===== GIVEN DATA =====

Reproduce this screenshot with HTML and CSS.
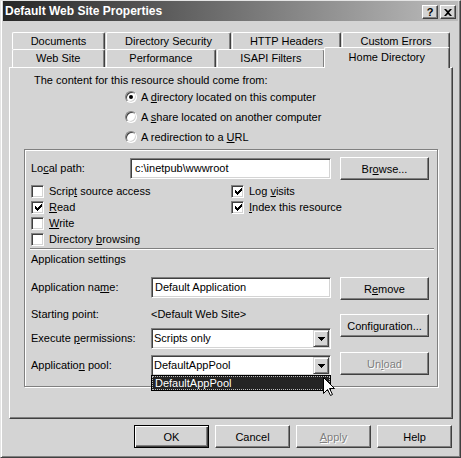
FILE: index.html
```html
<!DOCTYPE html>
<html lang="en">
<head>
    <meta charset="UTF-8">
    <title>Default Web Site Properties</title>
    <link rel="stylesheet" href="styles.css">
</head>
<body>
    <div class="window">
        <div class="titlebar">
            <span class="title">Default Web Site Properties</span>
            <div class="caption-buttons">
                <button class="caption-btn">?</button>
                <button class="caption-btn">
                    <svg width="8" height="7" viewBox="0 0 8 7"><path d="M0 0h2l2 2 2-2h2L5 3.5 8 7H6L4 5 2 7H0l3-3.5z" fill="#000"/></svg>
                </button>
            </div>
        </div>

        <div class="dialog">
            <div class="tabs">
                <div class="tab-row back">
                    <div class="tab tab-documents">Documents</div>
                    <div class="tab tab-security">Directory Security</div>
                    <div class="tab tab-headers">HTTP Headers</div>
                    <div class="tab tab-errors">Custom Errors</div>
                </div>
                <div class="tab-row front">
                    <div class="tab tab-website">Web Site</div>
                    <div class="tab tab-performance">Performance</div>
                    <div class="tab tab-isapi">ISAPI Filters</div>
                    <div class="tab tab-home active">Home Directory</div>
                </div>
            </div>

            <div class="panel">
                <p class="intro">The content for this resource should come from:</p>
                <div class="radio-list">
                    <div class="radio-row"><span class="radio checked"></span><span>A <u>d</u>irectory located on this computer</span></div>
                    <div class="radio-row"><span class="radio"></span><span>A <u>s</u>hare located on another computer</span></div>
                    <div class="radio-row"><span class="radio"></span><span>A redirection to a <u>U</u>RL</span></div>
                </div>

                <div class="groupbox">
                    <div class="path-row">
                        <span class="path-label">Lo<u>c</u>al path:</span>
                        <div class="textbox path-input">c:\inetpub\wwwroot</div>
                        <button class="btn side-btn"><span>Br<u>o</u>wse...</span></button>
                    </div>

                    <div class="checks">
                        <div class="check-col">
                            <div class="check-row"><span class="checkbox"></span><span>Scrip<u>t</u> source access</span></div>
                            <div class="check-row"><span class="checkbox checked"><svg width="7" height="7" viewBox="0 0 7 7"><path d="M0 2h1v1h1v1h1V3h1V2h1V1h1V0h1v3H6v1H5v1H4v1H3v1H2V6H1V5H0z" fill="#000"/></svg></span><span><u>R</u>ead</span></div>
                            <div class="check-row"><span class="checkbox"></span><span><u>W</u>rite</span></div>
                            <div class="check-row"><span class="checkbox"></span><span>Directory <u>b</u>rowsing</span></div>
                        </div>
                        <div class="check-col">
                            <div class="check-row"><span class="checkbox checked"><svg width="7" height="7" viewBox="0 0 7 7"><path d="M0 2h1v1h1v1h1V3h1V2h1V1h1V0h1v3H6v1H5v1H4v1H3v1H2V6H1V5H0z" fill="#000"/></svg></span><span>Log <u>v</u>isits</span></div>
                            <div class="check-row"><span class="checkbox checked"><svg width="7" height="7" viewBox="0 0 7 7"><path d="M0 2h1v1h1v1h1V3h1V2h1V1h1V0h1v3H6v1H5v1H4v1H3v1H2V6H1V5H0z" fill="#000"/></svg></span><span><u>I</u>ndex this resource</span></div>
                        </div>
                    </div>

                    <div class="separator"></div>
                    <div class="section-title">Application settings</div>

                    <div class="app-settings">
                        <div class="app-fields">
                            <div class="field-row row-name">
                                <span class="field-label">Application na<u>m</u>e:</span>
                                <div class="textbox field-control">Default Application</div>
                            </div>
                            <div class="field-row row-start">
                                <span class="field-label">Starting point:</span>
                                <span class="field-value">&lt;Default Web Site&gt;</span>
                            </div>
                            <div class="field-row row-exec">
                                <span class="field-label">Execute <u>p</u>ermissions:</span>
                                <div class="combo field-control">
                                    <span class="combo-text">Scripts only</span>
                                    <span class="combo-btn"><svg width="7" height="4" viewBox="0 0 7 4"><path d="M0 0h7v1H6v1H5v1H4v1H3V3H2V2H1V1H0z" fill="#000"/></svg></span>
                                </div>
                            </div>
                            <div class="field-row row-pool">
                                <span class="field-label">Applicatio<u>n</u> pool:</span>
                                <div class="combo field-control open">
                                    <span class="combo-text">DefaultAppPool</span>
                                    <span class="combo-btn"><svg width="7" height="4" viewBox="0 0 7 4"><path d="M0 0h7v1H6v1H5v1H4v1H3V3H2V2H1V1H0z" fill="#000"/></svg></span>
                                    <div class="dropdown">
                                        <div class="dropdown-item">DefaultAppPool</div>
                                    </div>
                                    <svg class="cursor" width="12" height="20" viewBox="0 0 12 20"><path d="M0.5 0.5V16.5L4.5 12.5L7.5 18.5L9.5 17.5L6.5 11.5H11.5Z" fill="#fff" stroke="#000"/></svg>
                                </div>
                            </div>
                        </div>
                        <div class="app-buttons">
                            <button class="btn side-btn"><span>R<u>e</u>move</span></button>
                            <button class="btn side-btn btn-config"><span>Confi<u>g</u>uration...</span></button>
                            <button class="btn side-btn btn-unload disabled"><span>Un<u>l</u>oad</span></button>
                        </div>
                    </div>
                </div>
            </div>

            <div class="dialog-buttons">
                <button class="btn dlg-btn default">OK</button>
                <button class="btn dlg-btn">Cancel</button>
                <button class="btn dlg-btn disabled"><span><u>A</u>pply</span></button>
                <button class="btn dlg-btn">Help</button>
            </div>
        </div>
    </div>
</body>
</html>
```

FILE: styles.css
```css
:root {
    --face: #d4d4d4;
    --shadow: #808080;
    --dark: #404040;
    --light: #ffffff;
    --highlight: #242424;
}

* {
    box-sizing: border-box;
    margin: 0;
    padding: 0;
}

body {
    font-family: "Liberation Sans", Arial, sans-serif;
    font-size: 11px;
    line-height: 13px;
    color: #000;
    background: var(--face);
}

u {
    text-decoration: underline;
    text-underline-offset: 1px;
}

.window {
    width: 461px;
    height: 458px;
    background: var(--face);
    border: 1px solid;
    border-color: #e4e4e4 var(--dark) var(--dark) #e4e4e4;
    padding: 0 2px 2px;
    box-shadow: inset 1px 0 var(--light), inset -1px -1px var(--shadow);
}

/* title bar */
.titlebar {
    height: 20px;
    display: flex;
    align-items: center;
    justify-content: space-between;
    padding: 0 2px;
    background: linear-gradient(to right, #262626, #bcbcbc);
}

.title {
    color: #fff;
    font-weight: bold;
    font-size: 12px;
}

.caption-buttons {
    display: flex;
    gap: 2px;
    margin-top: 2px;
}

.caption-btn {
    width: 16px;
    height: 14px;
    display: flex;
    align-items: center;
    justify-content: center;
    background: var(--face);
    border: 1px solid;
    border-color: var(--light) var(--dark) var(--dark) var(--light);
    box-shadow: inset -1px -1px var(--shadow);
    font: bold 11px "Liberation Sans", Arial, sans-serif;
    color: #000;
}

/* tabs */
.dialog {
    padding: 11px 5px 0 6px;
}

.tabs {
    padding: 0 3px;
}

.tab-row {
    display: flex;
}

.tab {
    display: flex;
    align-items: center;
    justify-content: center;
    height: 18px;
    margin-right: 1px;
    background: var(--face);
    border-top: 1px solid var(--light);
    border-left: 1px solid var(--light);
    border-right: 1px solid var(--dark);
    border-radius: 2px 2px 0 0;
    box-shadow: inset -1px 0 var(--shadow);
}

.tab-row.back .tab {
    height: 17px;
}

.tab-row .tab:last-child {
    margin-right: 0;
}

.tab-documents, .tab-website { width: 93px; }
.tab-security { width: 125px; }
.tab-headers { width: 109px; }
.tab-errors { width: 108px; }
.tab-performance { width: 111px; }
.tab-isapi { width: 108px; }
.tab-home { width: 123px; }

.tab.active {
    position: relative;
    z-index: 1;
    width: 127px;
    height: 21px;
    margin: -2px -2px -1px -2px;
    align-items: flex-start;
    padding-top: 3px;
}

/* property page */
.panel {
    height: 352px;
    border: 1px solid;
    border-color: var(--light) var(--dark) var(--dark) var(--light);
    box-shadow: inset -1px -1px var(--shadow);
    padding: 6px 14px 0 14px;
}

.intro {
    margin-left: 10px;
}

.radio-list {
    padding-left: 101px;
}

.radio-row {
    height: 20px;
    display: flex;
    align-items: center;
    gap: 4px;
}

.radio {
    width: 12px;
    height: 12px;
    border-radius: 50%;
    background: #fff;
    border: 1px solid;
    border-color: var(--shadow) var(--light) var(--light) var(--shadow);
    box-shadow: inset 1px 1px var(--dark), inset -1px -1px var(--face);
    display: flex;
    align-items: center;
    justify-content: center;
}

.radio.checked::after {
    content: "";
    width: 4px;
    height: 4px;
    border-radius: 50%;
    background: #000;
}

.groupbox {
    height: 238px;
    margin-top: 2px;
    border: 1px solid var(--shadow);
    box-shadow: inset 1px 1px var(--light), 1px 1px var(--light);
    padding: 7px 0 0 6px;
}

.path-row {
    display: flex;
    align-items: center;
    height: 23px;
}

.path-label {
    width: 99px;
}

.textbox {
    height: 21px;
    display: flex;
    align-items: center;
    padding: 0 3px;
    background: #fff;
    border: 1px solid;
    border-color: var(--shadow) var(--light) var(--light) var(--shadow);
    box-shadow: inset 1px 1px var(--dark), inset -1px -1px var(--face);
}

.path-input {
    width: 201px;
    padding-left: 4px;
    margin-right: 9px;
}

.btn {
    display: flex;
    align-items: center;
    justify-content: center;
    height: 23px;
    background: var(--face);
    border: 1px solid;
    border-color: var(--light) var(--dark) var(--dark) var(--light);
    box-shadow: inset -1px -1px var(--shadow);
    font: 11px "Liberation Sans", Arial, sans-serif;
    color: #000;
}

.btn.disabled {
    color: var(--shadow);
    text-shadow: 1px 1px 0 var(--light);
}

.btn.default {
    border-color: #000;
    box-shadow: inset 1px 1px var(--light), inset -1px -1px var(--dark), inset -2px -2px var(--shadow);
}

.side-btn {
    width: 89px;
}

.checks {
    display: grid;
    grid-template-columns: 200px 1fr;
    margin-top: 3px;
}

.check-row {
    height: 16px;
    display: flex;
    align-items: center;
    gap: 5px;
}

.checkbox {
    width: 13px;
    height: 13px;
    flex: none;
    display: flex;
    align-items: center;
    justify-content: center;
    background: #fff;
    border: 1px solid;
    border-color: var(--shadow) var(--light) var(--light) var(--shadow);
    box-shadow: inset 1px 1px var(--dark), inset -1px -1px var(--face);
}

.checkbox svg {
    display: block;
    margin: 1px 0 0 1px;
}

.separator {
    height: 2px;
    margin: 1px 3px 0 -1px;
    border-top: 1px solid var(--shadow);
    border-bottom: 1px solid var(--light);
}

.section-title {
    margin-top: 3px;
}

.app-settings {
    display: flex;
    gap: 9px;
    margin-top: 11px;
}

.app-fields {
    width: 300px;
}

.field-row {
    display: flex;
    align-items: center;
    height: 21px;
}

.row-start { margin-top: 6px; }
.row-exec { margin-top: 3px; }
.row-pool { margin-top: 6px; }

.field-label {
    width: 120px;
}

.field-control {
    width: 180px;
}

.combo {
    position: relative;
    height: 21px;
    display: flex;
    padding: 1px;
    background: #fff;
    border: 1px solid;
    border-color: var(--shadow) var(--light) var(--light) var(--shadow);
    box-shadow: inset 1px 1px var(--dark), inset -1px -1px var(--face);
}

.combo-text {
    flex: 1;
    display: flex;
    align-items: center;
    padding-left: 1px;
}

.combo-btn {
    width: 16px;
    height: 17px;
    display: flex;
    align-items: center;
    justify-content: center;
    background: var(--face);
    border: 1px solid;
    border-color: var(--face) var(--dark) var(--dark) var(--face);
    box-shadow: inset 1px 1px var(--light), inset -1px -1px var(--shadow);
}

.dropdown {
    position: absolute;
    top: 100%;
    left: -1px;
    right: -1px;
    height: 16px;
    border: 1px solid #000;
    background: #fff;
}

.dropdown-item {
    height: 14px;
    display: flex;
    align-items: center;
    padding-left: 2px;
    background: var(--highlight);
    color: #fff;
    border: 1px dotted #bdbdbd;
}

.cursor {
    position: absolute;
    left: 171px;
    top: 21px;
    z-index: 2;
}

.app-buttons {
    display: flex;
    flex-direction: column;
}

.btn-config { margin-top: 14px; }
.btn-unload { margin-top: 15px; }

/* bottom buttons */
.dialog-buttons {
    display: flex;
    justify-content: flex-end;
    gap: 6px;
    margin: 6px 1px 0 0;
}

.dlg-btn {
    width: 75px;
}
```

=====

WORK TO COMPLETE
Pull out and copy each line containing the string "this".

RESULT
Reproduce this screenshot with HTML and CSS.
                <p class="intro">The content for this resource should come from:</p>
                    <div class="radio-row"><span class="radio checked"></span><span>A <u>d</u>irectory located on this computer</span></div>
                            <div class="check-row"><span class="checkbox checked"><svg width="7" height="7" viewBox="0 0 7 7"><path d="M0 2h1v1h1v1h1V3h1V2h1V1h1V0h1v3H6v1H5v1H4v1H3v1H2V6H1V5H0z" fill="#000"/></svg></span><span><u>I</u>ndex this resource</span></div>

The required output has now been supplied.